Como este exemplo mostra, a aplicação deste mecanismo levaria a uma redução imediata do preço pago pelos consumidores em 13,3 cêntimos por litro de gasolina; fazendo o mesmo cálculo para o valor atual do ISP que incide sobre o gasóleo, a redução do preço por litro seria de 10,2 cêntimos por litro no gasóleo 1.

Com esta iniciativa, o PCP pretende responder à situação urgente de aumento de preços, reafirmando que a solução para o sector da energia passa pelo controlo de margens e preços e pelo seu controlo público, colocando este sector estratégico ao serviço do desenvolvimento do país.

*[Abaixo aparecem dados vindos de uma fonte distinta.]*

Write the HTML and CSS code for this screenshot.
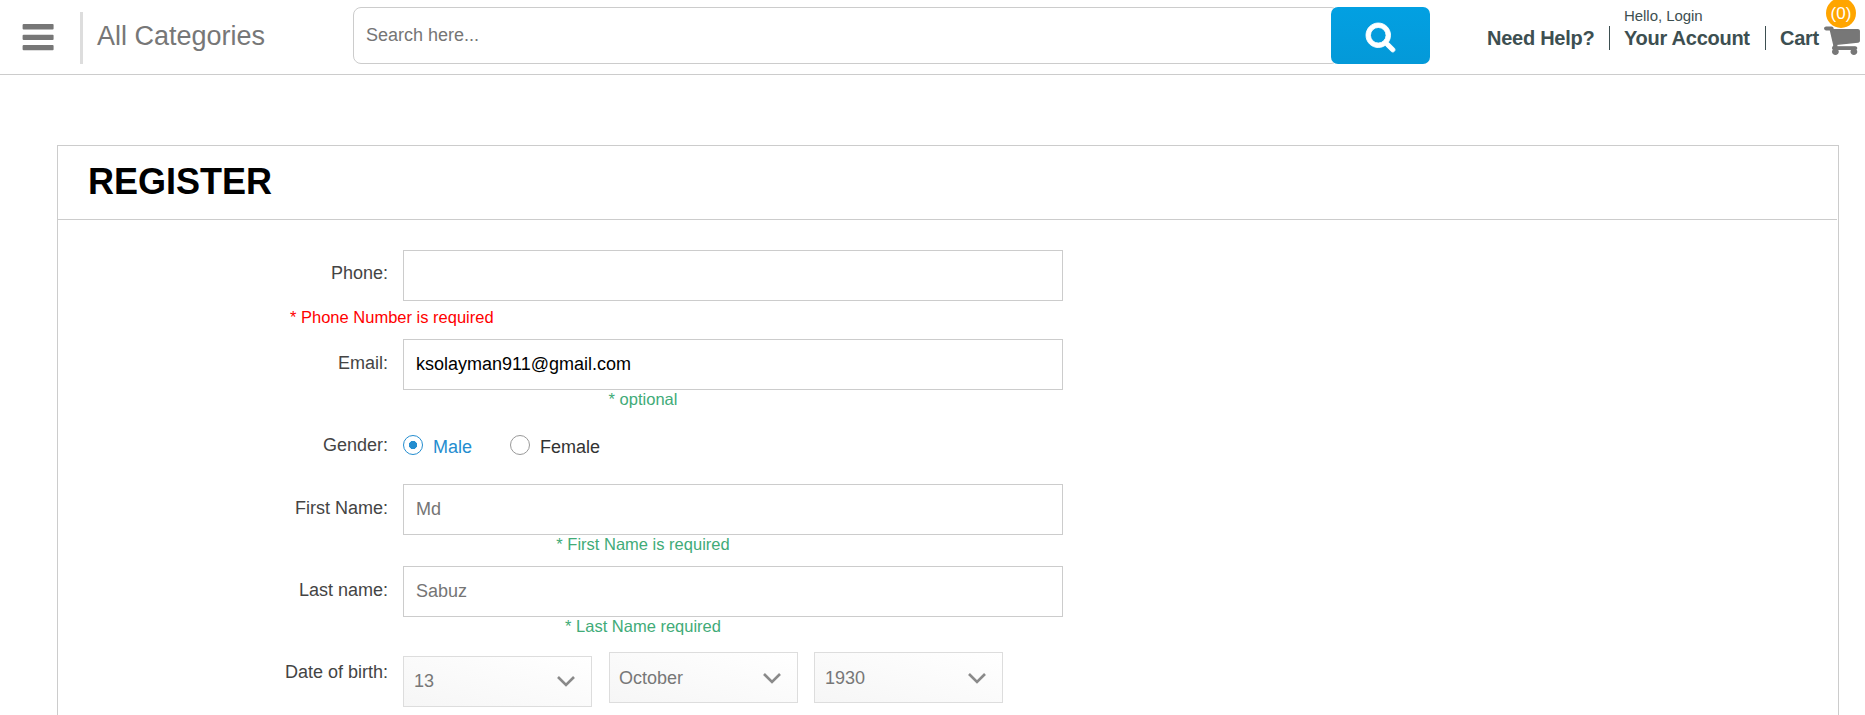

Nestes termos, ao abrigo da alínea b) do artigo 156.º da Constituição da República Portuguesa e da alínea b) do n.º 1 do artigo 4.º do Regimento da Assembleia da República, os Deputados abaixo-assinados, do Grupo Parlamentar do PCP, apresentam o seguinte Projeto de Lei:

Artigo 1.º

Objeto

A presente Lei:

  1. cria o mecanismo automático para a eliminação da dupla tributação dos Combustíveis;
  2. Elimina o aumento das taxas unitárias do ISP estabelecido por portaria de 2016.

Artigo 2.º

Mecanismo automático para a eliminação da dupla tributação dos combustíveis

  1. O Governo cria, por portaria, um mecanismo automático para a eliminação da dupla tributação dos combustíveis, que revê e fixa os valores das taxas unitárias do imposto sobre os produtos petrolíferos e energéticos (ISP) por forma a devolver, em sede de ISP, a totalidade da receita de IVA que incide sobre o ISP.
  2. Até à criação do mecanismo referido no número anterior, o Governo utiliza o mecanismo criado pela Portaria n.º 111-A/2022, de 11 de março, alterando os valores das taxas unitárias de imposto no sentido de assegurar a devolução prevista no número anterior.
  3. Para efeito dos números anteriores, o valor da taxa unitária do ISP relativo a cada um dos produtos referidos no Artigo 88.º do Decreto-Lei n.º 73/2010, de 21 de junho, é reduzido na proporção de [valor do ISP] X 0,187.

Artigo 3.º

Eliminação do aumento das taxas unitárias do ISP

  1. São eliminados os aumentos do valor das taxas unitárias do ISP aplicáveis no continente à gasolina sem chumbo e ao gasóleo rodoviário previstos pelas Portarias n.º 24-A/2016, de 11 de fevereiro, n.º 136-A/2016, de 12 de maio, n.º 291A/2016, de 16 de novembro de 2016, n.º 345-C/2016 de 30 de dezembro de 2016, Portaria n.º 385-I/2017, de 29 de dezembro e Portaria n.º 301-A/2018, de 23 de novembro.
  2. Para os efeitos do número anterior, o Governo publica por portaria, no prazo de 7 dias após a entrada em vigor da presente Lei, os valores das taxas unitárias ISP, repondo os valores previstos nos n.ºs 1.º e 2.º da Portaria n.º 16-C/2008, de 9 de janeiro, atualizados à taxa de inflação, por substituição da Portaria n.º 301-A/2018, de 23 de novembro.

Artigo 4.º

Entrada em vigor

A presente lei entra em vigor com a publicação do Orçamento do Estado posterior à sua aprovação.

1 Cálculo para o valor do ISP ao dia de 09/10/2023, segundo o site da ENSE – Entidade Nacional para o Sector Energético, E.P.E.